Bathsheba, the New Atheists, and All the Cheetahs

Bathsheba, the New Atheists, and All the Cheetahs

I haven’t got a lot of time this morning because, well, we complicated everything by getting a kitten. So, here are two things for Thursday.

The First Thing

Apparently, people online are arguing again about David and Bathsheba, some people suggesting that David “assaulted” Bathsheba. I wrote about this two years ago (briefly) so I’ll just quote myself:

The text treats both of these women as
1. Human and
2. Adult
neither of which the current victim narrative allows. Bathsheba and Tamar are both caught in impossible and ugly situations, one leading to a lifetime of isolated mourning, and the other to murder and then the loss of a child. Tamar is overpowered physically by her own brother. Bathsheba gives into the desires of David the King. But they are not children. They are not ‘the widow and orphan’ who are treated with such just and tender care in the scripture. Nor are they are not faceless and nameless. They are fully human—complex, sinful—and fully grown up.

Every age has been inclined to turn women into children. The purity culture has this sort of infantilizing effect on both men and women. Young People aren’t really capable of standing up and being human, of having agency, of making decisions, so let’s give them all these rules and tricks to help them along, so that they just won’t sin. The modern patriarchalism of places like the Vision Forum make women always children, prescribing their behavior and their very lives as if letting them think and act will ruin everything.

But the victim culture ends up in a similarly prescribed and narrow place. Why can’t Bathsheba be a complex, intelligent, sinful human person just like all other women? Why can’t she be caught in the same vortex of conflicting desires and motivations that complicate us all? That she could both desire her husband and desire to be with so powerful a man as the king? That she could choose the wrong thing and then hate herself? That she could be a jumble of thoughts and confusion that David absolutely took advantage of? But here’s the thing—we want to make the jumble of conflicting desires be something that makes her not responsible, that makes her almost, well, a child. Whereas the Bible doesn’t do that, because everyone—man and woman—has them.
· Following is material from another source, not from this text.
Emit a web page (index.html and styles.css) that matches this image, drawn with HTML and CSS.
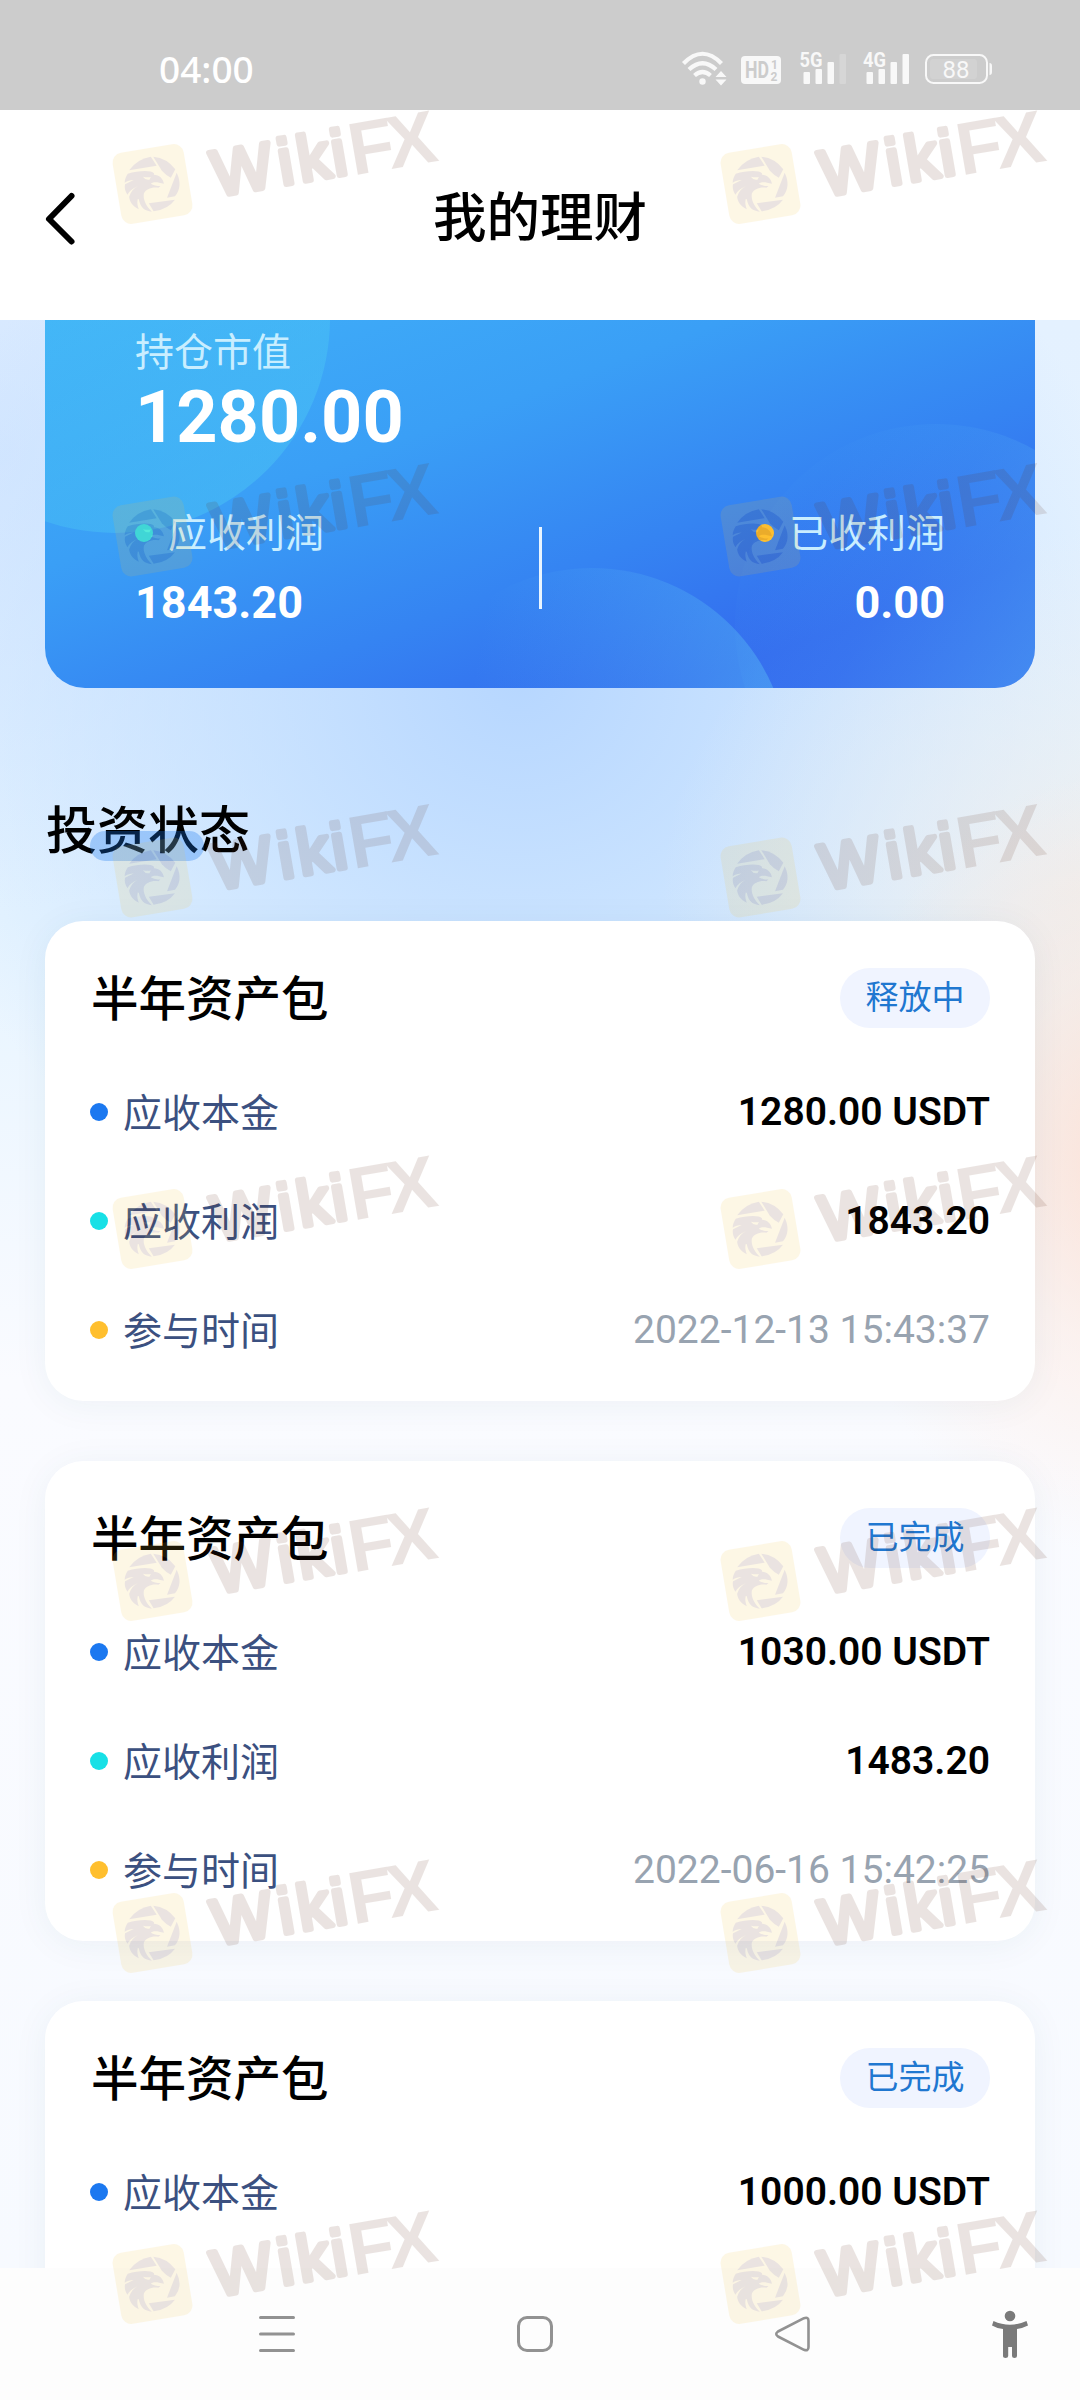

I would just add also that, in the era of The Woman As Cheetah TM, that you still can’t have it both ways, however hard you try. The woman who devotes herself to herself is going to be a devouring person, a person who destroys other people’s lives. The internal contradiction–all women are victims and yet they also have some Cheetah essence deep down that they need to access through their own rage–is the driving force of The Book of Longings which I am still plodding through. Verily verily I say unto you, I find the whole thing terribly depressing.

The Second Thing

While I was rushing around yesterday I listened to this whole thing. It’s Justin Brierley talking to NT Wright and Douglas Murray about the depressing lack of any “storied” myth for modern people, and what Christians should do about it. Wright, who is so articulate as usual, nevertheless fails to satisfy Murray’s plea that Christians be who they are, and believe what they ought to believe. Wright says that’s not fair, of course Christians believe what they ought to believe, and the way you can know that it’s fine is by all the good works they are doing. Nevertheless, when Murray asks, essentially, ‘but what about forgiveness, the very heart of the Christian life, and the foundation of western civilization,’ Wright starts talking about Desmond Tutu.

I think I saw a while ago some Christians complaining that so many other Christians are listening to people like James Lindsey and some of the other new atheists. They shouldn’t do that, so says some of those Christians. They should all listen to other Christians who are not atheists. The problem, of course, is that those other Christians are more and more embracing ideological positions that render the scriptures and the gospel not only powerless but largely incomprehensible. Whereas, Lindsey and Murray and even Jordan Peterson seem to more fully grasp the implications and weight of the Christian gospel and scriptures, and are able to see what so many Christians themselves are throwing away–even though they themselves don’t believe it.

At the end of the interview, Brierley asked Murray if he wished all the stuff about Jesus were true and Murray, without pausing, said, “Of course I do, of course I want it to be true.” That, I think, is the nutshell. Many people today who claim to be Christian don’t want the gospel to be true. They would rather have the less embarrassing human empowerment, human self-flagellation gospel be true. They don’t want the radical and miraculous forgiveness of Jesus wrought in his own blood, vindicated by his resurrection to be the thing that orders not just all our steps, but the very cosmos. They would rather have self-enacted social justice. Tragically, to my ear, Murray’s description of forgiveness and the Christian story sounded more Christian to me than Wright’s. I feel like Alice in Wonderland, looking for a way back to sanity.

Have a great day! Don’t know if I’ll be blogging tomorrow as that day is even more complicated than this one.